* **Written exercise**
Pictures stay out of this copy, which runs from the first line of the material through the line containing "---------- dialog ---------- */".

════════

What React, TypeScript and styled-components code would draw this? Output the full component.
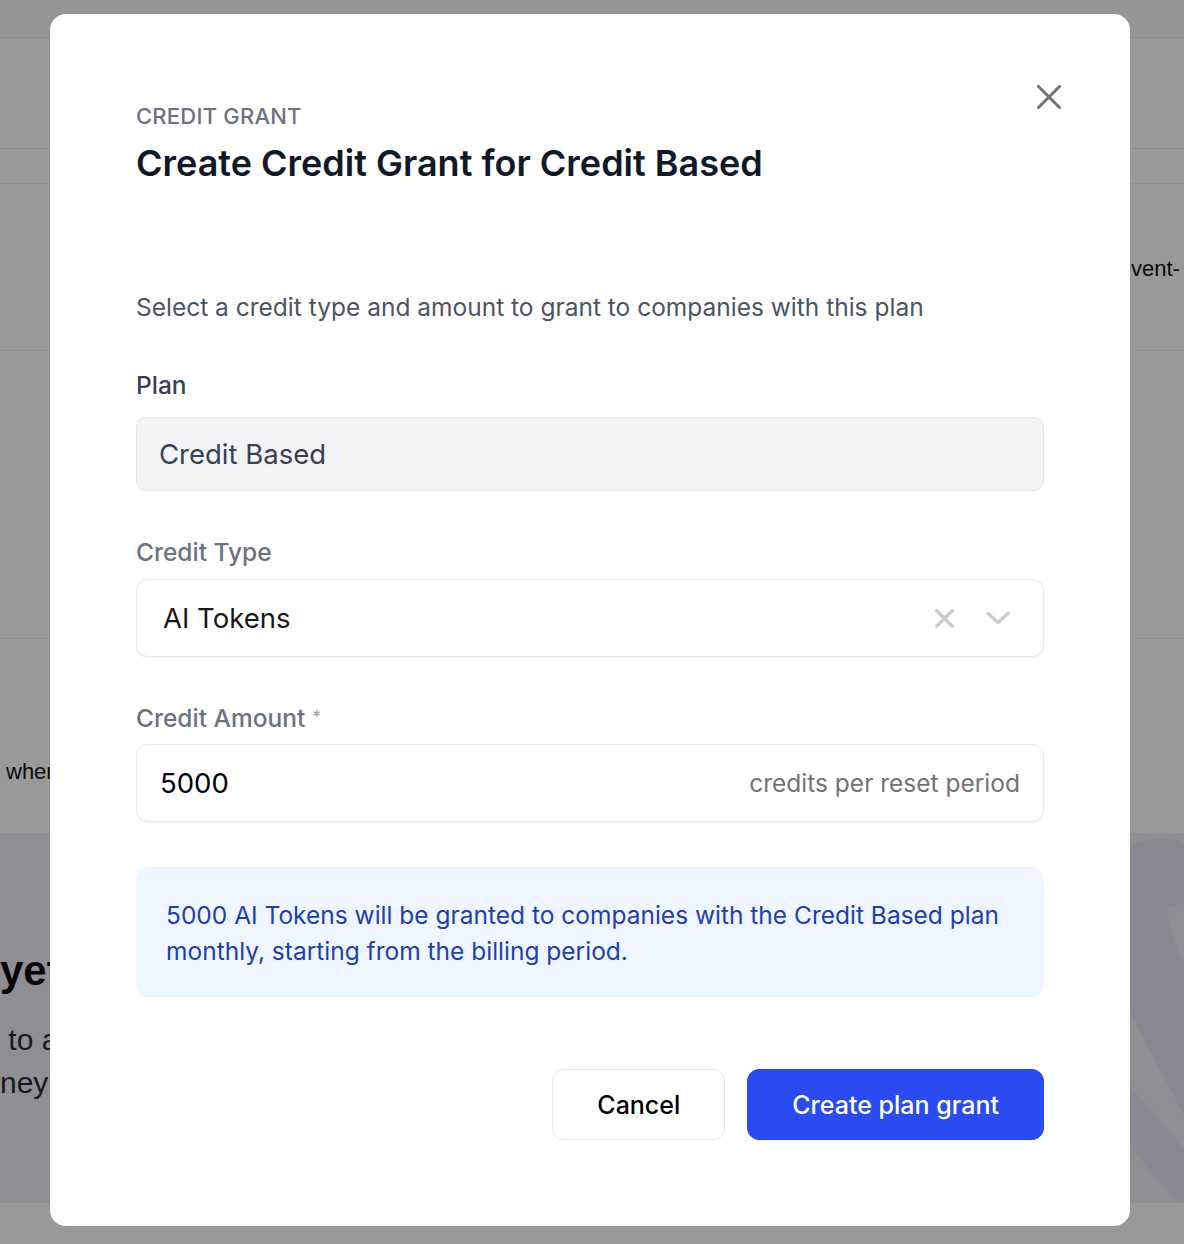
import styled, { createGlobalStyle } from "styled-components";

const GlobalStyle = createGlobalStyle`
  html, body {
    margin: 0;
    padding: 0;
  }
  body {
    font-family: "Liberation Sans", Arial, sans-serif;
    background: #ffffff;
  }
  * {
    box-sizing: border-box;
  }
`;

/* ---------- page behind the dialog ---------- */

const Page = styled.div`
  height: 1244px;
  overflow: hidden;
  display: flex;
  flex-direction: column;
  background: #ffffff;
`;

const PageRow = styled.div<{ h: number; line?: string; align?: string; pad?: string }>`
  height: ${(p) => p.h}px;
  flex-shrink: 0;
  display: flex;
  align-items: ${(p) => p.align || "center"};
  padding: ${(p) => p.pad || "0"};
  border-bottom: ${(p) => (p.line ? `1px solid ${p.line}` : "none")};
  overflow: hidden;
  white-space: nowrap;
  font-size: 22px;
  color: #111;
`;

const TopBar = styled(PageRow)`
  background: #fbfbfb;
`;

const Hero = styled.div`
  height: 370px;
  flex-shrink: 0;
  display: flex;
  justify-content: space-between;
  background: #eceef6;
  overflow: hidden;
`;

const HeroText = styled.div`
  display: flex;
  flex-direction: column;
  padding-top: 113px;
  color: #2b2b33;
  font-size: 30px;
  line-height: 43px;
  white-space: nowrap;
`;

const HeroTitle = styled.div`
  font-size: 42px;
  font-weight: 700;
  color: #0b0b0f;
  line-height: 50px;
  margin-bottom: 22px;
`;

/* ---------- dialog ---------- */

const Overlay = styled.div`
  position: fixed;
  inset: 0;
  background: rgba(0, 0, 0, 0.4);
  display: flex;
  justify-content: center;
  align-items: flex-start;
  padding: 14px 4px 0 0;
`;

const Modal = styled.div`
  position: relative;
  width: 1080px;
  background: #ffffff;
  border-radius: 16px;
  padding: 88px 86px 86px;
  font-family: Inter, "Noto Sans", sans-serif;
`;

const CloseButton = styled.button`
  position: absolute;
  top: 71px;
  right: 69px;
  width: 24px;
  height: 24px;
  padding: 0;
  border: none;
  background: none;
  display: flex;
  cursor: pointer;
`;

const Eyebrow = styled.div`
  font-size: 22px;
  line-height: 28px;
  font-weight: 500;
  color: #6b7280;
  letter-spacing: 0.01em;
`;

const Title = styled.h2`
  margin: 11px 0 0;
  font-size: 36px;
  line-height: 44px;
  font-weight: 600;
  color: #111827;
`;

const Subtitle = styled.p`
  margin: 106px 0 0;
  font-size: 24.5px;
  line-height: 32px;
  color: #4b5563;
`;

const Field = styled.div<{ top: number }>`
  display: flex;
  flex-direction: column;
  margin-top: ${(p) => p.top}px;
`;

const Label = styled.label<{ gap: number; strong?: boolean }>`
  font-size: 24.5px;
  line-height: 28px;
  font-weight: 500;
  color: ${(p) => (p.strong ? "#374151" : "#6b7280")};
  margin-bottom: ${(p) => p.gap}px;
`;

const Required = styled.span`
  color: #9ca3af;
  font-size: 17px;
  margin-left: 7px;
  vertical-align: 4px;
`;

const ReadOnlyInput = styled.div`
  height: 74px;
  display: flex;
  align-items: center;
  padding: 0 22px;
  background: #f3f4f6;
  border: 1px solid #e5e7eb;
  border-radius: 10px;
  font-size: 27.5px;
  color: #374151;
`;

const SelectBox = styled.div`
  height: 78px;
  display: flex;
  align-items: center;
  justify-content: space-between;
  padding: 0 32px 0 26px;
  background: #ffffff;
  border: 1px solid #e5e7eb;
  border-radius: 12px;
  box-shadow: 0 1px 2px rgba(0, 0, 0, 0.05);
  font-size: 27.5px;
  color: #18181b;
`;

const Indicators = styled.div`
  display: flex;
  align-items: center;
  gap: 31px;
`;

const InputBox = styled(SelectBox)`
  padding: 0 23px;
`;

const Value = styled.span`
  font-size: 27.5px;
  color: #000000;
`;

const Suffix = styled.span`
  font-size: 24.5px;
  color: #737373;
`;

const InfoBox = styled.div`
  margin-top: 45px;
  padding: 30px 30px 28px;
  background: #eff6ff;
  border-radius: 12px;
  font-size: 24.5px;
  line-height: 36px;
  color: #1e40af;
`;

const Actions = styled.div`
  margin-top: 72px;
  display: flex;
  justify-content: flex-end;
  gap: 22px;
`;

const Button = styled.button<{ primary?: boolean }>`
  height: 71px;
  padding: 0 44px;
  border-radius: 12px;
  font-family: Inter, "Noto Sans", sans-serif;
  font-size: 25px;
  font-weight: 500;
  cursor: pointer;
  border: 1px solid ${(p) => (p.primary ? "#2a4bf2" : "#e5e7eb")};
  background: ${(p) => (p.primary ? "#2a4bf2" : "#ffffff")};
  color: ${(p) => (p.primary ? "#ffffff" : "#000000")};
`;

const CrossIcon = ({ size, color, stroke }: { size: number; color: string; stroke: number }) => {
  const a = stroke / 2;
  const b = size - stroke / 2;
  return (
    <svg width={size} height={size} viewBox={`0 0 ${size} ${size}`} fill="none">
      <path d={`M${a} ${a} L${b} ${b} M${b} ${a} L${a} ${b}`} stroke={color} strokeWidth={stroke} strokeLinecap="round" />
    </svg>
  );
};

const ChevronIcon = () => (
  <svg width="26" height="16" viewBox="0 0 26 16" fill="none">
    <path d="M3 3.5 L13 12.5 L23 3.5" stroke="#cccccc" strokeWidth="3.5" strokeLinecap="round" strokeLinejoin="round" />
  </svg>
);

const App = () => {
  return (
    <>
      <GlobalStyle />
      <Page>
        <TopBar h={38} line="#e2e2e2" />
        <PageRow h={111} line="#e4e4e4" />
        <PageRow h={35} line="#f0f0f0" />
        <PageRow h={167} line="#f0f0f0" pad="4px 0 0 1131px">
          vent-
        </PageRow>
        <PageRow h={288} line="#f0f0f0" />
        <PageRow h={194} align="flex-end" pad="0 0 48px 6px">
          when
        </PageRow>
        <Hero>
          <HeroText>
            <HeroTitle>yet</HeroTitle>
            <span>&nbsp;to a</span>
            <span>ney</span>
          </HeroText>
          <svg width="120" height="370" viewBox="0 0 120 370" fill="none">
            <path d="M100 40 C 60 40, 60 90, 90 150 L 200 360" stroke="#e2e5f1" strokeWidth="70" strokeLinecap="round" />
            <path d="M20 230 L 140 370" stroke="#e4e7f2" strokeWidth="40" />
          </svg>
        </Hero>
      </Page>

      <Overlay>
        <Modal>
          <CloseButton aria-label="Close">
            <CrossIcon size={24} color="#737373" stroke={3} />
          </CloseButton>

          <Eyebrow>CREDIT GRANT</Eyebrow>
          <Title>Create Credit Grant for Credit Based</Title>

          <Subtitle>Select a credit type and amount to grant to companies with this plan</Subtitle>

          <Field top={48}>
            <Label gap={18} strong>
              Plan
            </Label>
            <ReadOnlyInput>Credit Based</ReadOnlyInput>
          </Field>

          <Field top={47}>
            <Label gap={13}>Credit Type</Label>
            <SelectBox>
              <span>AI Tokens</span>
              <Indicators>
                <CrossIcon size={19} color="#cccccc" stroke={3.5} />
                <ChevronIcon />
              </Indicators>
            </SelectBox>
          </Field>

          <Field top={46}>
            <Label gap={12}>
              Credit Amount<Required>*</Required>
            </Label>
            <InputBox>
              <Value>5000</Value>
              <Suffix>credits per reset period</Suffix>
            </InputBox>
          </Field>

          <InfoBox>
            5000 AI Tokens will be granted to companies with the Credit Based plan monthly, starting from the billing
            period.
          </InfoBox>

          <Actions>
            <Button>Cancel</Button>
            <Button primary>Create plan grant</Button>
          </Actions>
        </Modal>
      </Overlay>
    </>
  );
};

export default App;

════════

* **Problem solution**
What React, TypeScript and styled-components code would draw this? Output the full component.
import styled, { createGlobalStyle } from "styled-components";

const GlobalStyle = createGlobalStyle`
  html, body {
    margin: 0;
    padding: 0;
  }
  body {
    font-family: "Liberation Sans", Arial, sans-serif;
    background: #ffffff;
  }
  * {
    box-sizing: border-box;
  }
`;

/* ---------- page behind the dialog ---------- */

const Page = styled.div`
  height: 1244px;
  overflow: hidden;
  display: flex;
  flex-direction: column;
  background: #ffffff;
`;

const PageRow = styled.div<{ h: number; line?: string; align?: string; pad?: string }>`
  height: ${(p) => p.h}px;
  flex-shrink: 0;
  display: flex;
  align-items: ${(p) => p.align || "center"};
  padding: ${(p) => p.pad || "0"};
  border-bottom: ${(p) => (p.line ? `1px solid ${p.line}` : "none")};
  overflow: hidden;
  white-space: nowrap;
  font-size: 22px;
  color: #111;
`;

const TopBar = styled(PageRow)`
  background: #fbfbfb;
`;

const Hero = styled.div`
  height: 370px;
  flex-shrink: 0;
  display: flex;
  justify-content: space-between;
  background: #eceef6;
  overflow: hidden;
`;

const HeroText = styled.div`
  display: flex;
  flex-direction: column;
  padding-top: 113px;
  color: #2b2b33;
  font-size: 30px;
  line-height: 43px;
  white-space: nowrap;
`;

const HeroTitle = styled.div`
  font-size: 42px;
  font-weight: 700;
  color: #0b0b0f;
  line-height: 50px;
  margin-bottom: 22px;
`;

/* ---------- dialog ---------- */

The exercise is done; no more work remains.